(Photo: Kelly Martin via Wikimedia Commons.)

This month’s resignation of Target Corp. chief executive officer Gregg Steinhafel came as a federal judge in Minnesota holds the first hearing in the lawsuits filed over the retailer’s data breach—although both sides have expressed interest in settling the litigation.

Target’s board of directors, citing “the right time for new leadership,” announced on May 5 that Steinhafel had stepped down. Although the Minneapolis retailer gave no reasons for his departure, Steinhafel oversaw Target’s handling of the breach, which compromised the credit- and debit-card information, and personal information, of about 110 million customers during the holiday season last year.

John Mulligan, the chief financial officer who testified in Washington before congressional committees about the breach, is now Target’s interim chief executive.

In court, where more than 100 lawsuits have been filed over the breach, U.S. District Judge Paul Magnuson will hold an initial status conference on Wednesday. The U.S. Judicial Panel on Multidistrict Litigation transferred all the cases to Magnuson last month.

But both sides already have indicated a desire to settle the litigation before it even begins, according to briefs filed with the court.

“Target remains open to discussion of settlement and anticipates exploring the possibility of early resolution with lead counsel between now and a ruling on Target’s forthcoming motions to dismiss,” wrote Target attorney Wendy Wildung, a partner in the Minneapolis office of Faegre Baker Daniels.

Target spokeswoman Molly Snyder did not respond to a request for comment.

Most of the lawsuits are class actions filed by consumers, but 29 were brought by banks and other financial institutions. Shareholders have filed at least four derivative actions against Target and its officers and directors, including Steinhafel.

Charles Zimmerman, founding partner of Zimmerman Reed in Minneapolis, who filed a brief on behalf of the banks, said he was open to settlement.

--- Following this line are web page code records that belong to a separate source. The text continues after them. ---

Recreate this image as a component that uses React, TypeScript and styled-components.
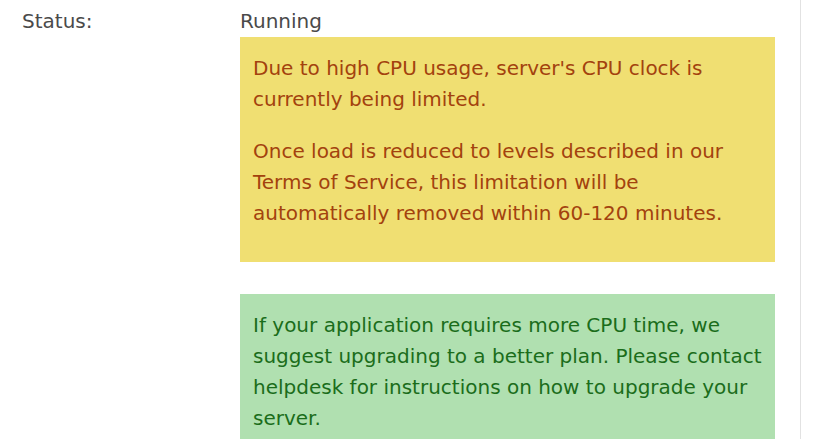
import styled, { createGlobalStyle } from 'styled-components'

const GlobalStyle = createGlobalStyle`
  html, body {
    margin: 0;
    padding: 0;
    background: #ffffff;
  }
  body {
    font-family: 'DejaVu Sans', Verdana, sans-serif;
    font-size: 20px;
    color: #444444;
  }
`

const Page = styled.div`
  width: 800px;
  height: 439px;
  border-right: 1px solid #e2e2e2;
  overflow: hidden;
`

const Row = styled.div`
  display: grid;
  grid-template-columns: 218px 535px;
  padding: 6px 0 0 22px;
  line-height: 31px;
`

const Label = styled.div`
  color: #4a4a4a;
`

const Value = styled.div`
  display: flex;
  flex-direction: column;
  color: #4a4a4a;
`

const Notice = styled.div<{ tone: 'warning' | 'success' }>`
  background: ${({ tone }) => (tone === 'warning' ? '#f0df72' : '#b0e0b0')};
  color: ${({ tone }) => (tone === 'warning' ? '#a3420e' : '#1b6d1b')};
  padding: 16px 13px 33px;
  margin-bottom: 32px;
  line-height: 31px;

  p {
    margin: 0 0 21px;
  }
  p:last-child {
    margin-bottom: 0;
  }
`

export default function App() {
  return (
    <>
      <GlobalStyle />
      <Page>
        <Row>
          <Label>Status:</Label>
          <Value>
            Running
            <Notice tone="warning">
              <p>Due to high CPU usage, server's CPU clock is currently being limited.</p>
              <p>
                Once load is reduced to levels described in our Terms of Service, this limitation
                will be automatically removed within 60-120 minutes.
              </p>
            </Notice>
            <Notice tone="success">
              <p>
                If your application requires more CPU time, we suggest upgrading to a better plan.
                Please contact helpdesk for instructions on how to upgrade your server.
              </p>
            </Notice>
          </Value>
        </Row>
      </Page>
    </>
  )
}
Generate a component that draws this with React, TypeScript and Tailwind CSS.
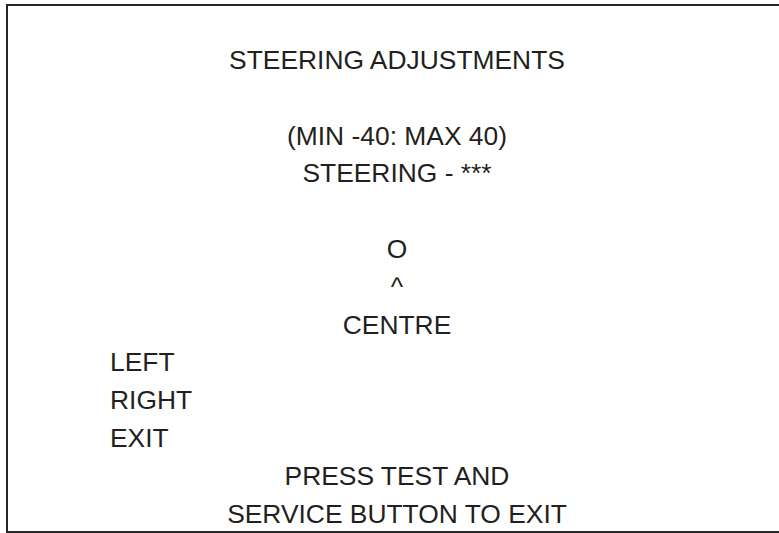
const lines: { text: string; align: "center" | "left" }[] = [
  { text: "STEERING ADJUSTMENTS", align: "center" },
  { text: "", align: "center" },
  { text: "(MIN -40: MAX 40)", align: "center" },
  { text: "STEERING - ***", align: "center" },
  { text: "", align: "center" },
  { text: "O", align: "center" },
  { text: "^", align: "center" },
  { text: "CENTRE", align: "center" },
  { text: "LEFT", align: "left" },
  { text: "RIGHT", align: "left" },
  { text: "EXIT", align: "left" },
  { text: "PRESS TEST AND", align: "center" },
  { text: "SERVICE BUTTON TO EXIT", align: "center" },
];

export default function App() {
  return (
    <div className="h-[533px] w-[779px] overflow-hidden bg-white font-['Liberation_Sans',Arial,sans-serif] text-[26.4px] text-[#231f20]">
      <div className="ml-[6px] mt-[4px] h-[529px] w-[800px] border-b-2 border-l-2 border-t-2 border-[#262626]">
        <div className="flex w-[778px] flex-col pt-[36px]">
          {lines.map((line, i) => (
            <div
              key={i}
              className={
                line.align === "left"
                  ? "h-[37.8px] whitespace-pre pl-[102px] leading-[37.8px]"
                  : "h-[37.8px] whitespace-pre text-center leading-[37.8px]"
              }
            >
              {line.text}
            </div>
          ))}
        </div>
      </div>
    </div>
  );
}
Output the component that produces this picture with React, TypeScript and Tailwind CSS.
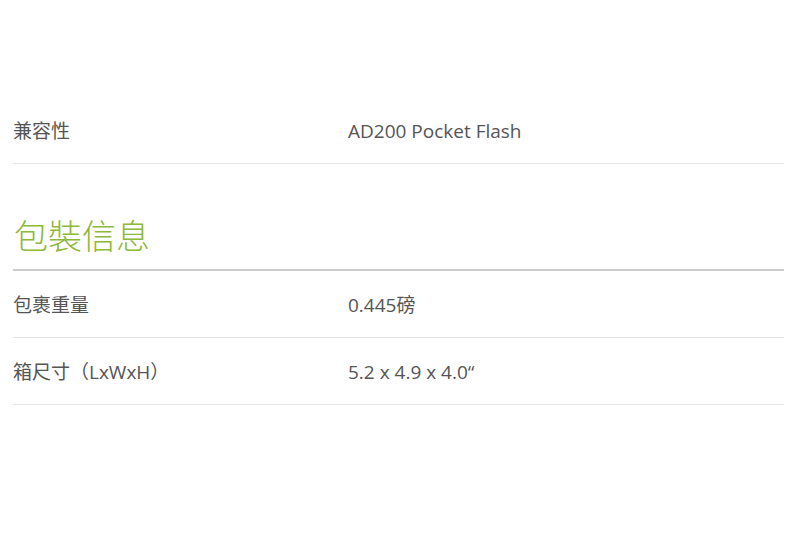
const rows1 = [{ label: "兼容性", value: "AD200 Pocket Flash" }];

const rows2 = [
  { label: "包裹重量", value: "0.445磅" },
  { label: "箱尺寸（LxWxH）", value: "5.2 x 4.9 x 4.0“" },
];

function SpecRow({ label, value }: { label: string; value: string }) {
  return (
    <div className="flex items-center border-b border-[#e5e5e5] pt-[21px] pb-[19px] text-[19px] leading-[26px] text-[#555]">
      <div className="w-[335px] shrink-0">{label}</div>
      <div className="flex-1">{value}</div>
    </div>
  );
}

export default function App() {
  return (
    <div
      className="w-[800px] h-[533px] bg-white pl-[13px] pr-[16px] pt-[97px]"
      style={{ fontFamily: '"Open Sans", "Noto Sans CJK TC", sans-serif' }}
    >
      {rows1.map((r) => (
        <SpecRow key={r.label} label={r.label} value={r.value} />
      ))}
      <h2 className="mt-[50px] border-b-2 border-[#cccccc] pb-[11px] pl-[1px] text-[34px] leading-[44px] font-light text-[#8cb83c]">
        包裝信息
      </h2>
      {rows2.map((r) => (
        <SpecRow key={r.label} label={r.label} value={r.value} />
      ))}
    </div>
  );
}
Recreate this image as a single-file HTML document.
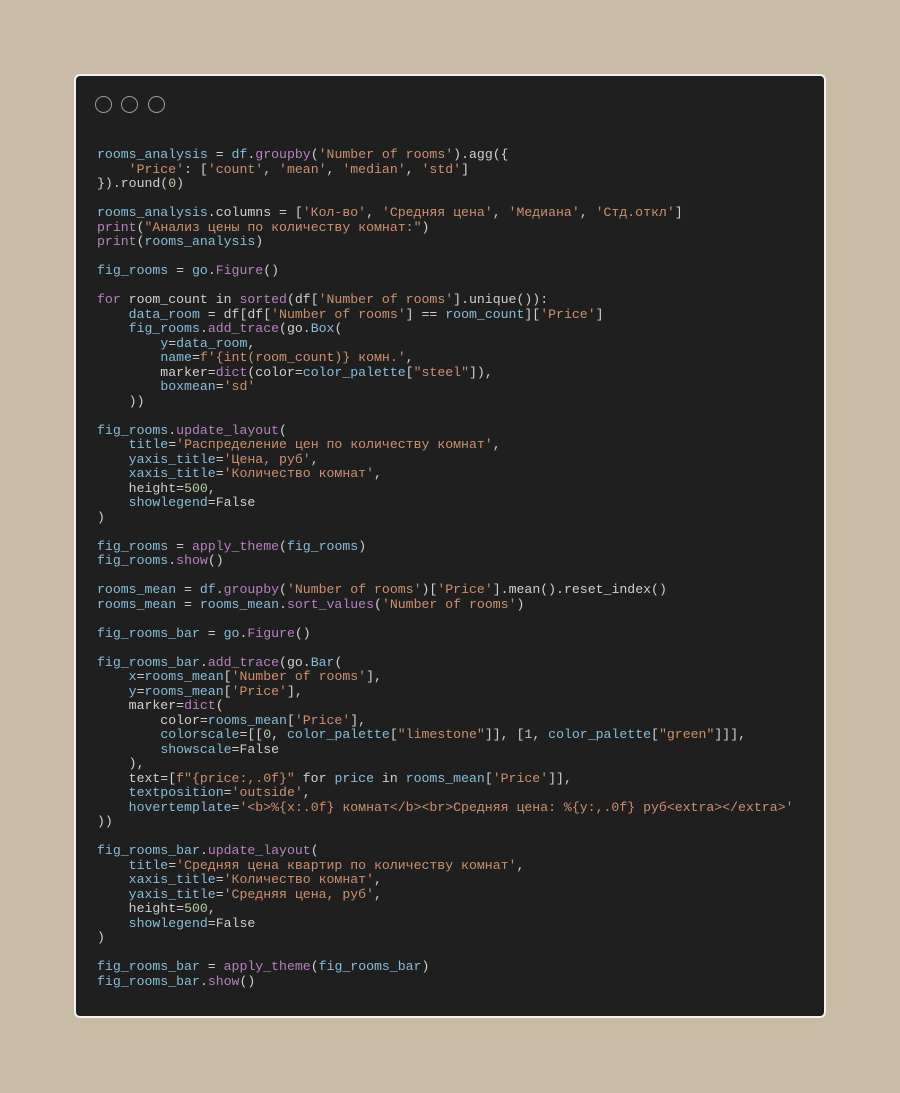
<!DOCTYPE html>
<html><head><meta charset="utf-8"><style>
html,body{margin:0;padding:0;}
body{width:900px;height:1093px;background:#c8bca6;position:relative;overflow:hidden;}
.card{position:absolute;left:74px;top:74px;width:748px;height:940px;background:#1f1f1f;border:2px solid #f4f2ee;border-radius:6px;}
.dot{position:absolute;top:20px;width:15px;height:15px;border:1.5px solid #9a9a9a;border-radius:50%;}
pre{position:absolute;left:21px;top:72px;margin:0;font-family:"Liberation Mono",monospace;font-size:13.2px;line-height:14.5px;color:#d0d0d0;}
.b{color:#86bedc}.p{color:#b880c2}.s{color:#cf8f6e}.n{color:#b5cea8}
</style></head><body>
<div class="card">
<div class="dot" style="left:19px"></div><div class="dot" style="left:45px"></div><div class="dot" style="left:72px"></div>
<pre><span class="b">rooms_analysis</span> = <span class="b">df</span>.<span class="p">groupby</span>(<span class="s">'Number of rooms'</span>).agg({
    <span class="s">'Price'</span>: [<span class="s">'count'</span>, <span class="s">'mean'</span>, <span class="s">'median'</span>, <span class="s">'std'</span>]
}).round(<span class="n">0</span>)

<span class="b">rooms_analysis</span>.columns = [<span class="s">'Кол-во'</span>, <span class="s">'Средняя цена'</span>, <span class="s">'Медиана'</span>, <span class="s">'Стд.откл'</span>]
<span class="p">print</span>(<span class="s">"Анализ цены по количеству комнат:"</span>)
<span class="p">print</span>(<span class="b">rooms_analysis</span>)

<span class="b">fig_rooms</span> = <span class="b">go</span>.<span class="p">Figure</span>()

<span class="p">for</span> room_count in <span class="p">sorted</span>(df[<span class="s">'Number of rooms'</span>].unique()):
    <span class="b">data_room</span> = df[df[<span class="s">'Number of rooms'</span>] == <span class="b">room_count</span>][<span class="s">'Price'</span>]
    <span class="b">fig_rooms</span>.<span class="p">add_trace</span>(go.<span class="b">Box</span>(
        <span class="b">y</span>=<span class="b">data_room</span>,
        <span class="b">name</span>=<span class="s">f'{int(room_count)} комн.'</span>,
        marker=<span class="p">dict</span>(color=<span class="b">color_palette</span>[<span class="s">"steel"</span>]),
        <span class="b">boxmean</span>=<span class="s">'sd'</span>
    ))

<span class="b">fig_rooms</span>.<span class="p">update_layout</span>(
    <span class="b">title</span>=<span class="s">'Распределение цен по количеству комнат'</span>,
    <span class="b">yaxis_title</span>=<span class="s">'Цена, руб'</span>,
    <span class="b">xaxis_title</span>=<span class="s">'Количество комнат'</span>,
    height=<span class="n">500</span>,
    <span class="b">showlegend</span>=False
)

<span class="b">fig_rooms</span> = <span class="p">apply_theme</span>(<span class="b">fig_rooms</span>)
<span class="b">fig_rooms</span>.<span class="p">show</span>()

<span class="b">rooms_mean</span> = <span class="b">df</span>.<span class="p">groupby</span>(<span class="s">'Number of rooms'</span>)[<span class="s">'Price'</span>].mean().reset_index()
<span class="b">rooms_mean</span> = <span class="b">rooms_mean</span>.<span class="p">sort_values</span>(<span class="s">'Number of rooms'</span>)

<span class="b">fig_rooms_bar</span> = <span class="b">go</span>.<span class="p">Figure</span>()

<span class="b">fig_rooms_bar</span>.<span class="p">add_trace</span>(go.<span class="b">Bar</span>(
    <span class="b">x</span>=<span class="b">rooms_mean</span>[<span class="s">'Number of rooms'</span>],
    <span class="b">y</span>=<span class="b">rooms_mean</span>[<span class="s">'Price'</span>],
    marker=<span class="p">dict</span>(
        color=<span class="b">rooms_mean</span>[<span class="s">'Price'</span>],
        <span class="b">colorscale</span>=[[<span class="n">0</span>, <span class="b">color_palette</span>[<span class="s">"limestone"</span>]], [<span class="n">1</span>, <span class="b">color_palette</span>[<span class="s">"green"</span>]]],
        <span class="b">showscale</span>=False
    ),
    text=[<span class="s">f"{price:,.0f}"</span> for <span class="b">price</span> in <span class="b">rooms_mean</span>[<span class="s">'Price'</span>]],
    <span class="b">textposition</span>=<span class="s">'outside'</span>,
    <span class="b">hovertemplate</span>=<span class="s">'&lt;b&gt;%{x:.0f} комнат&lt;/b&gt;&lt;br&gt;Средняя цена: %{y:,.0f} руб&lt;extra&gt;&lt;/extra&gt;'</span>
))

<span class="b">fig_rooms_bar</span>.<span class="p">update_layout</span>(
    <span class="b">title</span>=<span class="s">'Средняя цена квартир по количеству комнат'</span>,
    <span class="b">xaxis_title</span>=<span class="s">'Количество комнат'</span>,
    <span class="b">yaxis_title</span>=<span class="s">'Средняя цена, руб'</span>,
    height=<span class="n">500</span>,
    <span class="b">showlegend</span>=False
)

<span class="b">fig_rooms_bar</span> = <span class="p">apply_theme</span>(<span class="b">fig_rooms_bar</span>)
<span class="b">fig_rooms_bar</span>.<span class="p">show</span>()</pre>
</div>
</body></html>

“Both sides have indicated a willingness to resolve it,” he told The National Law Journal. “Target wants and needs a resolution. The banks want and need a resolution. Nothing I would do would get in the way of that.”

Vincent Esades, equity member at Heins Mills & Olson in Minneapolis, who filed a brief for consumers, didn’t return a call for comment.

Consumers allege that Target failed to protect their data despite being aware of the risk as early as 2007. The banks, armed with a Minnesota state statute that allows financial institutions to pursue costs against a retailer, are seeking costs associated with reimbursing their customers for fraudulent charges and reissuing cards.

Target has appointed a new chief information officer and outlined a plan to invest $100 million to convert its customer store cards to a chip technology considered more secure against hackers.

In its brief, Target said it would fight certification of a nationwide class. And although Target hasn’t yet responded to the allegations, the retailer indicated it would argue that consumers lack standing since most weren’t injured by the breach.

During a conference on the litigation in March, plaintiffs attorneys acknowledged their biggest hurdle would be to prove economic loss, since most of Target’s customers didn’t have fraudulent charges on their cards. Attorneys hope to use common-law negligence and consumer-fraud statutes to pursue what they say are damages to their clients’ privacy and identity.